• [YOUR TASK]: Include the line containing "import React from 'react';" and all lines before it, repeated exactly from the listing below, without pictures.

==== SOURCE EXCERPT ====

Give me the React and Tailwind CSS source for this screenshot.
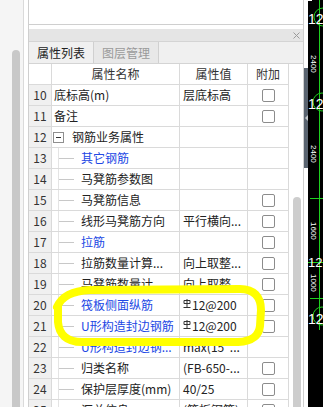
import React from 'react';

const rows = [
  { n: 10, name: '底标高(m)', value: '层底标高', check: true },
  { n: 11, name: '备注', value: '', check: true },
  { n: 12, name: '钢筋业务属性', group: true },
  { n: 13, name: '其它钢筋', child: true, blue: true },
  { n: 14, name: '马凳筋参数图', child: true },
  { n: 15, name: '马凳筋信息', child: true, check: true },
  { n: 16, name: '线形马凳筋方向', value: '平行横向...', child: true, check: true },
  { n: 17, name: '拉筋', child: true, blue: true, check: true },
  { n: 18, name: '拉筋数量计算...', value: '向上取整...', child: true, check: true },
  { n: 19, name: '马凳筋数量计...', value: '向上取整...', child: true, check: true },
  { n: 20, name: '筏板侧面纵筋', bar: '12@200', child: true, blue: true, check: true },
  { n: 21, name: 'U形构造封边钢筋', bar: '12@200', child: true, blue: true, check: true },
  { n: 22, name: 'U形构造封边钢...', value: 'max(15*...', child: true, blue: true },
  { n: 23, name: '归类名称', value: '(FB-650-...', child: true, check: true },
  { n: 24, name: '保护层厚度(mm)', value: '40/25', child: true, check: true },
  { n: 25, name: '汇总信息', value: '(筏板钢筋)', child: true, check: true },
];

// grade III rebar mark
const BarMark = () => (
  <svg width="8" height="9" viewBox="0 0 8 9" className="self-start mt-[4px] shrink-0">
    <path d="M1 1.5 H7 V4.5 H1 Z M4 0 V8 M0.5 8.5 H7.5" stroke="#333" strokeWidth="1" fill="none" />
  </svg>
);

const Row = ({ r }) => (
  <div className="grid grid-cols-[23px_128px_68px_40px] h-[21px] border-b border-[#dadada] text-[12px] leading-[20px]">
    <div className="border-r border-[#dadada] bg-[#f0f0f0] text-center text-[#333]">{r.n}</div>
    <div className="border-r border-[#dadada] flex items-center overflow-hidden whitespace-nowrap">
      {r.group ? (
        <>
          <span className="ml-[1px] w-[11px] h-[11px] border border-[#8f8f8f] flex items-center justify-center shrink-0">
            <span className="w-[5px] h-px bg-[#333]" />
          </span>
          <span className="ml-[8px] text-[#222]">{r.name}</span>
        </>
      ) : r.child ? (
        <>
          <span className="ml-[6px] w-px self-stretch bg-[#e4e4e4] shrink-0" />
          <span className="w-[15px] h-px bg-[#c8c8c8] shrink-0" />
          <span className={`ml-[7px] ${r.blue ? 'text-[#2147e4]' : 'text-[#222]'}`}>{r.name}</span>
        </>
      ) : (
        <span className="pl-[2px] text-[#222]">{r.name}</span>
      )}
    </div>
    <div className="border-r border-[#dadada] flex items-center pl-[3px] overflow-hidden whitespace-nowrap text-[#222]">
      {r.bar ? (
        <>
          <BarMark />
          <span className="ml-[1px]">{r.bar}</span>
        </>
      ) : (
        r.value
      )}
    </div>
    <div className="flex items-center justify-center">
      {r.check && <span className="w-[13px] h-[13px] rounded-[2px] border border-[#8c8c8c] bg-white" />}
    </div>
  </div>
);

const CadStrip = () => (
  <svg width="15" height="407" viewBox="0 0 15 407" className="block">
    <rect width="15" height="407" fill="#000" />
    <g stroke="#1fd11f" strokeWidth="1" fill="none">
      <line x1="11.5" y1="0" x2="11.5" y2="330" />
      <circle cx="15" cy="17" r="9" />
      <circle cx="14" cy="102" r="9" />
      <circle cx="14" cy="316" r="9" />
      <line x1="2" y1="198.5" x2="15" y2="198.5" />
      <line x1="0" y1="262.5" x2="15" y2="262.5" />
      <line x1="2" y1="298.5" x2="15" y2="298.5" />
    </g>
    <g fill="#fff" fontFamily="Liberation Sans, sans-serif">
      <rect x="0" y="0" width="4" height="1" />
      <text x="0" y="24" fontSize="14">12</text>
      <text x="0" y="109" fontSize="14">12</text>
      <text x="0" y="267" fontSize="13">12</text>
      <text x="0" y="324" fontSize="14">12</text>
      <text fontSize="8" transform="translate(3 55) rotate(90)">2400</text>
      <text fontSize="8" transform="translate(3 145) rotate(90)">2400</text>
      <text fontSize="8" transform="translate(3 222) rotate(90)">1600</text>
      <text fontSize="8" transform="translate(3 274) rotate(90)">1000</text>
    </g>
  </svg>
);

export default function App() {
  return (
    <div className="relative w-[323px] h-[407px] flex overflow-hidden bg-white font-['Noto_Sans_CJK_SC','Liberation_Sans',sans-serif]">
      {/* outer scroll gutter */}
      <div className="w-[28px] shrink-0 flex">
        <div className="w-[23px] bg-[#f5f5f5] flex flex-col pt-[50px] pl-[12px]">
          <div className="w-[8px] flex-1 rounded-t-full bg-[#c8c8c8]" />
        </div>
        <div className="w-px bg-[#dadada]" />
        <div className="w-[4px] bg-white" />
      </div>

      {/* property panel */}
      <div className="w-[276px] shrink-0 flex flex-col border-x border-[#cfcfcf]">
        <div className="h-[25px] bg-white border-b border-[#cfcfcf]" />
        <div className="h-[4px] bg-white" />
        <div className="h-[12px] bg-[#e5e5e5] flex items-center justify-end pr-[3px]">
          <svg width="7" height="7" viewBox="0 0 7 7">
            <path d="M0.5 0.5 L6.5 6.5 M6.5 0.5 L0.5 6.5" stroke="#9a9a9a" strokeWidth="1" />
          </svg>
        </div>
        <div className="h-[23px] flex bg-[#f0f0f0] border-y border-[#d4d4d4] text-[12px]">
          <div className="w-[65px] border-r border-[#d0d0d0] flex items-center justify-center text-[#222]">属性列表</div>
          <div className="w-[65px] border-r border-[#d0d0d0] bg-[#e8e8e8] flex items-center justify-center text-[#9a9a9a]">图层管理</div>
        </div>
        <div className="flex-1 flex min-h-0 overflow-hidden">
          <div className="flex flex-col">
            <div className="grid grid-cols-[23px_128px_68px_40px] h-[21px] border-b border-[#dadada] text-[12px] leading-[20px] text-[#333]">
              <div className="border-r border-[#dadada]" />
              <div className="border-r border-[#dadada] text-center">属性名称</div>
              <div className="border-r border-[#dadada] text-center">属性值</div>
              <div className="text-center">附加</div>
            </div>
            {rows.map((r) => (
              <Row key={r.n} r={r} />
            ))}
          </div>
          <div className="w-[15px] flex flex-col pt-[133px] pl-[4px] border-l border-[#dadada]">
            <div className="w-[8px] flex-1 rounded-t-full bg-[#cdcdcd]" />
          </div>
        </div>
      </div>

      {/* collapse splitter */}
      <div className="w-[4px] shrink-0 flex flex-col bg-white">
        <div className="h-[68px]" />
        <div className="h-[100px] bg-[#5a6470] flex items-center justify-center">
          <span className="w-0 h-0 border-y-[3px] border-y-transparent border-r-[3px] border-r-[#c4c8cc]" />
        </div>
      </div>

      {/* drawing canvas */}
      <div className="w-[15px] shrink-0">
        <CadStrip />
      </div>

      {/* yellow hand-drawn highlight */}
      <svg className="absolute inset-0 pointer-events-none" width="323" height="407" viewBox="0 0 323 407">
        <path
          d="M57 307 C62 296 72 291 90 290 L240 289 C254 289 261 297 261 310 L260 326 C259 336 252 341 238 342 L82 342 C66 342 59 334 58 322 L58 306"
          stroke="#ffff00"
          strokeWidth="8"
          fill="none"
          strokeLinecap="round"
          strokeLinejoin="round"
        />
      </svg>
    </div>
  );
}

====

• [FINISHED ANSWER]:
Give me the React and Tailwind CSS source for this screenshot.
import React from 'react';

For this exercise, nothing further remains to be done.